> **WRITTEN REQUEST**
Begin with the first line below and retype each line exactly through the line containing "const highlight = 'absolute". Any pictures are to be left out.

> **DATA LINES**
####################

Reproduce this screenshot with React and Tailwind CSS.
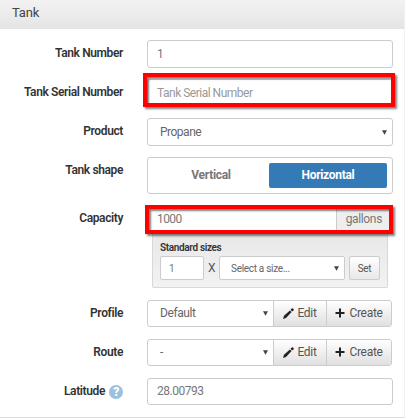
import clsx from 'clsx'

function Row({ label, help, className, children }) {
  return (
    <div className={clsx('flex items-start leading-[27px]', className)}>
      <label className="flex w-[123px] shrink-0 items-center justify-end gap-1 text-[12px] font-semibold tracking-[-0.38px] text-[#333]">
        {label}
        {help && <HelpIcon />}
      </label>
      <div className="relative ml-6 w-[246px] shrink-0 leading-normal">{children}</div>
    </div>
  )
}

function HelpIcon() {
  return (
    <span className="flex h-[14px] w-[14px] items-center justify-center rounded-full bg-[#9cc0e0] text-[12px] leading-none font-black text-white">
      ?
    </span>
  )
}

function Arrow() {
  return (
    <svg className="shrink-0" width="5" height="5" viewBox="0 0 5 5">
      <path d="M0 0.3h5L2.5 4.8z" fill="#444" />
    </svg>
  )
}

function Pencil() {
  return (
    <svg width="11" height="11" viewBox="0 0 11 11" fill="#222">
      <path d="M0 11l1-3.200L6.900 2.400l1.700 1.700L3 9.900z" />
      <path d="M7.500 1.800L8.800.5q.6-.5 1.200 0l.5.5q.5.6 0 1.200L9.200 3.500z" />
    </svg>
  )
}

function Plus() {
  return (
    <svg width="10" height="10" viewBox="0 0 10 10" fill="#222">
      <path d="M4 0.500h2v3.500h3.500v2H6v3.500H4V6H.5V4H4z" />
    </svg>
  )
}

function SelectWithButtons({ value }) {
  return (
    <div className="flex h-[27px] w-[245px] overflow-hidden rounded-[3px] border border-[#ccc] text-[12px] tracking-[-0.4px] text-[#666]">
      <div className="flex w-[125px] items-center justify-between pr-[5px] pb-px pl-3">
        {value}
        <Arrow />
      </div>
      <button className="flex w-[53px] items-center justify-center gap-[3px] border-l border-[#ccc] bg-linear-to-b from-white to-[#e0e0e0] pb-px tracking-[-0.3px] text-[#555]">
        <Pencil /> Edit
      </button>
      <button className="flex flex-1 items-center justify-center gap-1 border-l border-[#ccc] bg-linear-to-b from-white to-[#e0e0e0] pb-px tracking-[-0.3px] text-[#555]">
        <Plus /> Create
      </button>
    </div>
  )
}

const box = 'flex items-center rounded-[3px] border border-[#ccc] bg-white text-[12px] tracking-[-0.5px]'
const highlight = 'absolute border-4 border-[#f00] shadow-[2px_2px_2px_rgba(0,0,0,0.5),inset_2px_2px_2px_rgba(0,0,0,0.5)]'

export default function App() {
  return (
    <div className="h-[418px] w-[405px] overflow-hidden border-r border-[#f0f0f0] bg-white [font-family:Roboto,sans-serif]">
      <header className="flex h-[29px] items-center border-b border-[#e4e4e4] bg-linear-to-b from-[#f2f2f2] to-[#e5e5e5] pb-[2px] pl-3 text-[13px] tracking-[-0.2px] text-[#444]">
        Tank
      </header>

      <main className="h-[389px] border-b border-[#ddd] pt-[11px]">
        <Row label="Tank Number" className="h-[39px]">
          <div className={clsx(box, 'h-[28px] pl-[9px] text-[#777]')}>1</div>
        </Row>
        <Row label="Tank Serial Number" className="h-[39px]">
          <div className={clsx(box, 'h-[28px] pl-[9px] text-[#999]')}>Tank Serial Number</div>
          <div className={clsx(highlight, '-top-[6px] -left-1 h-[34px] w-[252px]')} />
        </Row>
        <Row label="Product" className="h-[39px]">
          <div className={clsx(box, 'h-[28px] justify-between pr-[5px] pl-3 text-[#666]')}>
            Propane
            <Arrow />
          </div>
        </Row>
        <Row label="Tank shape" className="h-[48px]">
          <div className="flex h-[37px] rounded-[3px] border border-[#ccc] p-[5px] text-[12px] font-bold tracking-[-0.3px]">
            <div className="flex w-[116px] items-center justify-center pb-px text-[#777]">Vertical</div>
            <div className="flex flex-1 items-center justify-center rounded-[2px] bg-[#337ab7] pb-px text-white">Horizontal</div>
          </div>
        </Row>

        <Row label="Capacity" className="h-[95px]">
          <div className="flex h-[28px] w-[242px] bg-white text-[12px] tracking-[-0.6px] text-[#777]">
            <div className="flex flex-1 items-center pl-[10px]">1000</div>
            <div className="flex w-[53px] items-center justify-end border-l border-[#ccc] bg-[#eee] pr-[7px] pb-px tracking-[-0.35px]">gallons</div>
          </div>
          <div className="ml-[5px] h-[55px] w-[236px] rounded-b-[2px] border border-t-0 border-[#d8d8d8] bg-linear-to-b from-[#e8e8e8] to-[#f2f2f2] px-[7px] pt-[8px]">
            <div className="text-[10px] leading-[14px] font-semibold tracking-[-0.35px] text-[#333]">Standard sizes</div>
            <div className="mt-px flex items-center text-[10px] tracking-[-0.3px]">
              <div className="flex h-[24px] w-[44px] items-center rounded-[2px] border border-[#ccc] bg-white pl-2 text-[#777]">1</div>
              <span className="w-[15px] text-center text-[12px] text-[#555]">X</span>
              <div className="flex h-[24px] w-[126px] items-center justify-between rounded-[2px] border border-[#ccc] bg-white pr-[5px] pl-[11px] text-[#666]">
                Select a size...
                <Arrow />
              </div>
              <button className="ml-1 h-[24px] w-[31px] rounded-[2px] border border-[#ccc] bg-linear-to-b from-white to-[#e8e8e8] text-[#555]">Set</button>
            </div>
          </div>
          <div className={clsx(highlight, '-left-[2px] top-0 h-[29px] w-[248px]')} />
        </Row>

        <Row label="Profile" className="h-[39px]">
          <SelectWithButtons value="Default" />
        </Row>
        <Row label="Route" className="h-[39px]">
          <SelectWithButtons value="-" />
        </Row>
        <Row label="Latitude" help>
          <div className={clsx(box, 'h-[27px] pb-px pl-[9px] text-[#777]')}>28.00793</div>
        </Row>
      </main>
    </div>
  )
}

####################

> **EXERCISE ANSWER**
Reproduce this screenshot with React and Tailwind CSS.
import clsx from 'clsx'

function Row({ label, help, className, children }) {
  return (
    <div className={clsx('flex items-start leading-[27px]', className)}>
      <label className="flex w-[123px] shrink-0 items-center justify-end gap-1 text-[12px] font-semibold tracking-[-0.38px] text-[#333]">
        {label}
        {help && <HelpIcon />}
      </label>
      <div className="relative ml-6 w-[246px] shrink-0 leading-normal">{children}</div>
    </div>
  )
}

function HelpIcon() {
  return (
    <span className="flex h-[14px] w-[14px] items-center justify-center rounded-full bg-[#9cc0e0] text-[12px] leading-none font-black text-white">
      ?
    </span>
  )
}

function Arrow() {
  return (
    <svg className="shrink-0" width="5" height="5" viewBox="0 0 5 5">
      <path d="M0 0.3h5L2.5 4.8z" fill="#444" />
    </svg>
  )
}

function Pencil() {
  return (
    <svg width="11" height="11" viewBox="0 0 11 11" fill="#222">
      <path d="M0 11l1-3.200L6.900 2.400l1.700 1.700L3 9.900z" />
      <path d="M7.500 1.800L8.800.5q.6-.5 1.200 0l.5.5q.5.6 0 1.200L9.200 3.500z" />
    </svg>
  )
}

function Plus() {
  return (
    <svg width="10" height="10" viewBox="0 0 10 10" fill="#222">
      <path d="M4 0.500h2v3.500h3.500v2H6v3.500H4V6H.5V4H4z" />
    </svg>
  )
}

function SelectWithButtons({ value }) {
  return (
    <div className="flex h-[27px] w-[245px] overflow-hidden rounded-[3px] border border-[#ccc] text-[12px] tracking-[-0.4px] text-[#666]">
      <div className="flex w-[125px] items-center justify-between pr-[5px] pb-px pl-3">
        {value}
        <Arrow />
      </div>
      <button className="flex w-[53px] items-center justify-center gap-[3px] border-l border-[#ccc] bg-linear-to-b from-white to-[#e0e0e0] pb-px tracking-[-0.3px] text-[#555]">
        <Pencil /> Edit
      </button>
      <button className="flex flex-1 items-center justify-center gap-1 border-l border-[#ccc] bg-linear-to-b from-white to-[#e0e0e0] pb-px tracking-[-0.3px] text-[#555]">
        <Plus /> Create
      </button>
    </div>
  )
}

const box = 'flex items-center rounded-[3px] border border-[#ccc] bg-white text-[12px] tracking-[-0.5px]'
const highlight = 'absolute border-4 border-[#f00] shadow-[2px_2px_2px_rgba(0,0,0,0.5),inset_2px_2px_2px_rgba(0,0,0,0.5)]'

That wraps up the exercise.